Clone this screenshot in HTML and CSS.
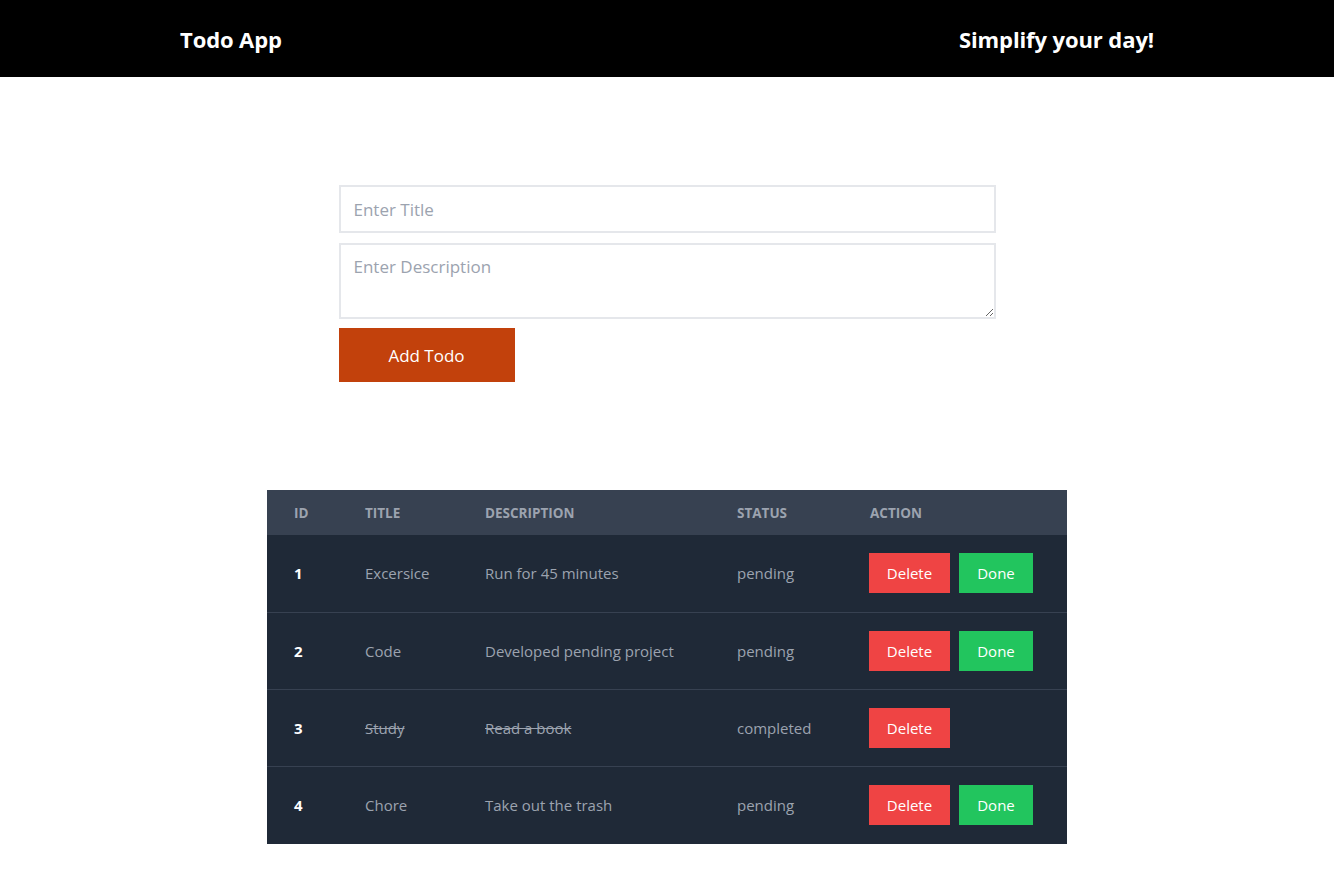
FILE: index.html
```html
<!DOCTYPE html>
<html lang="en">
<head>
<meta charset="utf-8">
<title>Todo App</title>
<link rel="stylesheet" href="styles.css">
</head>
<body>
<header class="topbar">
  <div class="brand">Todo App</div>
  <div class="tagline">Simplify your day!</div>
</header>
<main class="main">
  <form class="todo-form">
    <input class="field field-title" type="text" placeholder="Enter Title">
    <textarea class="field field-desc" placeholder="Enter Description"></textarea>
    <button class="add-btn" type="button">Add Todo</button>
  </form>
  <table class="todo-table">
    <colgroup>
      <col class="c-id"><col class="c-title"><col class="c-desc"><col class="c-status"><col class="c-action">
    </colgroup>
    <thead>
      <tr><th>ID</th><th>Title</th><th>Description</th><th>Status</th><th>Action</th></tr>
    </thead>
    <tbody>
      <tr>
        <td class="id">1</td><td>Excersice</td><td>Run for 45 minutes</td><td>pending</td>
        <td><div class="actions"><button class="btn btn-del" type="button">Delete</button><button class="btn btn-done" type="button">Done</button></div></td>
      </tr>
      <tr>
        <td class="id">2</td><td>Code</td><td>Developed pending project</td><td>pending</td>
        <td><div class="actions"><button class="btn btn-del" type="button">Delete</button><button class="btn btn-done" type="button">Done</button></div></td>
      </tr>
      <tr>
        <td class="id">3</td><td class="struck">Study</td><td class="struck">Read a book</td><td>completed</td>
        <td><div class="actions"><button class="btn btn-del" type="button">Delete</button></div></td>
      </tr>
      <tr>
        <td class="id">4</td><td>Chore</td><td>Take out the trash</td><td>pending</td>
        <td><div class="actions"><button class="btn btn-del" type="button">Delete</button><button class="btn btn-done" type="button">Done</button></div></td>
      </tr>
    </tbody>
  </table>
</main>
</body>
</html>
```

FILE: styles.css
```css
* { box-sizing: border-box; }
html, body { margin: 0; padding: 0; }
body {
  font-family: "Open Sans", "Noto Sans", sans-serif;
  background: #ffffff;
  color: #111827;
}
.topbar {
  height: 77px;
  background: #000000;
  color: #ffffff;
  display: flex;
  align-items: center;
  justify-content: space-between;
  padding: 0 180px;
}
.brand, .tagline {
  font-size: 22px;
  font-weight: 700;
  letter-spacing: -0.1px;
}
.main {
  display: flex;
  flex-direction: column;
  align-items: center;
  padding-top: 108px;
}
.todo-form {
  width: 657px;
  display: flex;
  flex-direction: column;
  align-items: flex-start;
  gap: 10px;
}
.field {
  width: 100%;
  border: 2px solid #e5e7eb;
  padding: 0 13px;
  font-family: inherit;
  font-size: 17px;
  color: #111827;
  outline: none;
  background: #fff;
}
.field::placeholder { color: #9ca3af; }
.field-title { height: 48px; }
.field-desc {
  height: 76px;
  padding-top: 10px;
  display: block;
  resize: vertical;
}
.add-btn {
  margin-top: -1px;
  width: 176px;
  height: 54px;
  background: #c2410c;
  color: #ffffff;
  border: none;
  font-family: inherit;
  font-size: 17px;
}
.todo-table {
  margin-top: 108px;
  width: 800px;
  border-collapse: collapse;
  table-layout: fixed;
  background: #1f2937;
}
.c-id { width: 71px; }
.c-title { width: 120px; }
.c-desc { width: 252px; }
.c-status { width: 133px; }
.c-action { width: 224px; }
.todo-table th {
  background: #374151;
  color: #9ca3af;
  text-align: left;
  text-transform: uppercase;
  font-size: 13.5px;
  font-weight: 700;
  height: 45px;
  padding: 0 0 0 27px;
}
.todo-table td {
  color: #9ca3af;
  font-size: 15px;
  height: 77px;
  padding: 0 0 0 27px;
  border-top: 1px solid #374151;
  white-space: nowrap;
}
.todo-table tbody tr:first-child td { border-top: none; }
.todo-table tbody tr:last-child td { height: 78px; }
.todo-table td.id {
  color: #ffffff;
  font-weight: 700;
}
.todo-table td.struck { text-decoration: line-through; }
.actions {
  display: flex;
  gap: 9px;
  margin-left: -1px;
}
.btn {
  height: 40px;
  border: none;
  color: #ffffff;
  font-family: inherit;
  font-size: 15px;
  padding: 0;
}
.btn-del { width: 81px; background: #ef4444; }
.btn-done { width: 74px; background: #22c55e; }
```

....

» **Challenge**: Copy the listing in full and without alteration, omitting every picture.

» **Solution to the problem**:
Clone this screenshot in HTML and CSS.
FILE: index.html
```html
<!DOCTYPE html>
<html lang="en">
<head>
<meta charset="utf-8">
<title>Todo App</title>
<link rel="stylesheet" href="styles.css">
</head>
<body>
<header class="topbar">
  <div class="brand">Todo App</div>
  <div class="tagline">Simplify your day!</div>
</header>
<main class="main">
  <form class="todo-form">
    <input class="field field-title" type="text" placeholder="Enter Title">
    <textarea class="field field-desc" placeholder="Enter Description"></textarea>
    <button class="add-btn" type="button">Add Todo</button>
  </form>
  <table class="todo-table">
    <colgroup>
      <col class="c-id"><col class="c-title"><col class="c-desc"><col class="c-status"><col class="c-action">
    </colgroup>
    <thead>
      <tr><th>ID</th><th>Title</th><th>Description</th><th>Status</th><th>Action</th></tr>
    </thead>
    <tbody>
      <tr>
        <td class="id">1</td><td>Excersice</td><td>Run for 45 minutes</td><td>pending</td>
        <td><div class="actions"><button class="btn btn-del" type="button">Delete</button><button class="btn btn-done" type="button">Done</button></div></td>
      </tr>
      <tr>
        <td class="id">2</td><td>Code</td><td>Developed pending project</td><td>pending</td>
        <td><div class="actions"><button class="btn btn-del" type="button">Delete</button><button class="btn btn-done" type="button">Done</button></div></td>
      </tr>
      <tr>
        <td class="id">3</td><td class="struck">Study</td><td class="struck">Read a book</td><td>completed</td>
        <td><div class="actions"><button class="btn btn-del" type="button">Delete</button></div></td>
      </tr>
      <tr>
        <td class="id">4</td><td>Chore</td><td>Take out the trash</td><td>pending</td>
        <td><div class="actions"><button class="btn btn-del" type="button">Delete</button><button class="btn btn-done" type="button">Done</button></div></td>
      </tr>
    </tbody>
  </table>
</main>
</body>
</html>
```

FILE: styles.css
```css
* { box-sizing: border-box; }
html, body { margin: 0; padding: 0; }
body {
  font-family: "Open Sans", "Noto Sans", sans-serif;
  background: #ffffff;
  color: #111827;
}
.topbar {
  height: 77px;
  background: #000000;
  color: #ffffff;
  display: flex;
  align-items: center;
  justify-content: space-between;
  padding: 0 180px;
}
.brand, .tagline {
  font-size: 22px;
  font-weight: 700;
  letter-spacing: -0.1px;
}
.main {
  display: flex;
  flex-direction: column;
  align-items: center;
  padding-top: 108px;
}
.todo-form {
  width: 657px;
  display: flex;
  flex-direction: column;
  align-items: flex-start;
  gap: 10px;
}
.field {
  width: 100%;
  border: 2px solid #e5e7eb;
  padding: 0 13px;
  font-family: inherit;
  font-size: 17px;
  color: #111827;
  outline: none;
  background: #fff;
}
.field::placeholder { color: #9ca3af; }
.field-title { height: 48px; }
.field-desc {
  height: 76px;
  padding-top: 10px;
  display: block;
  resize: vertical;
}
.add-btn {
  margin-top: -1px;
  width: 176px;
  height: 54px;
  background: #c2410c;
  color: #ffffff;
  border: none;
  font-family: inherit;
  font-size: 17px;
}
.todo-table {
  margin-top: 108px;
  width: 800px;
  border-collapse: collapse;
  table-layout: fixed;
  background: #1f2937;
}
.c-id { width: 71px; }
.c-title { width: 120px; }
.c-desc { width: 252px; }
.c-status { width: 133px; }
.c-action { width: 224px; }
.todo-table th {
  background: #374151;
  color: #9ca3af;
  text-align: left;
  text-transform: uppercase;
  font-size: 13.5px;
  font-weight: 700;
  height: 45px;
  padding: 0 0 0 27px;
}
.todo-table td {
  color: #9ca3af;
  font-size: 15px;
  height: 77px;
  padding: 0 0 0 27px;
  border-top: 1px solid #374151;
  white-space: nowrap;
}
.todo-table tbody tr:first-child td { border-top: none; }
.todo-table tbody tr:last-child td { height: 78px; }
.todo-table td.id {
  color: #ffffff;
  font-weight: 700;
}
.todo-table td.struck { text-decoration: line-through; }
.actions {
  display: flex;
  gap: 9px;
  margin-left: -1px;
}
.btn {
  height: 40px;
  border: none;
  color: #ffffff;
  font-family: inherit;
  font-size: 15px;
  padding: 0;
}
.btn-del { width: 81px; background: #ef4444; }
.btn-done { width: 74px; background: #22c55e; }
```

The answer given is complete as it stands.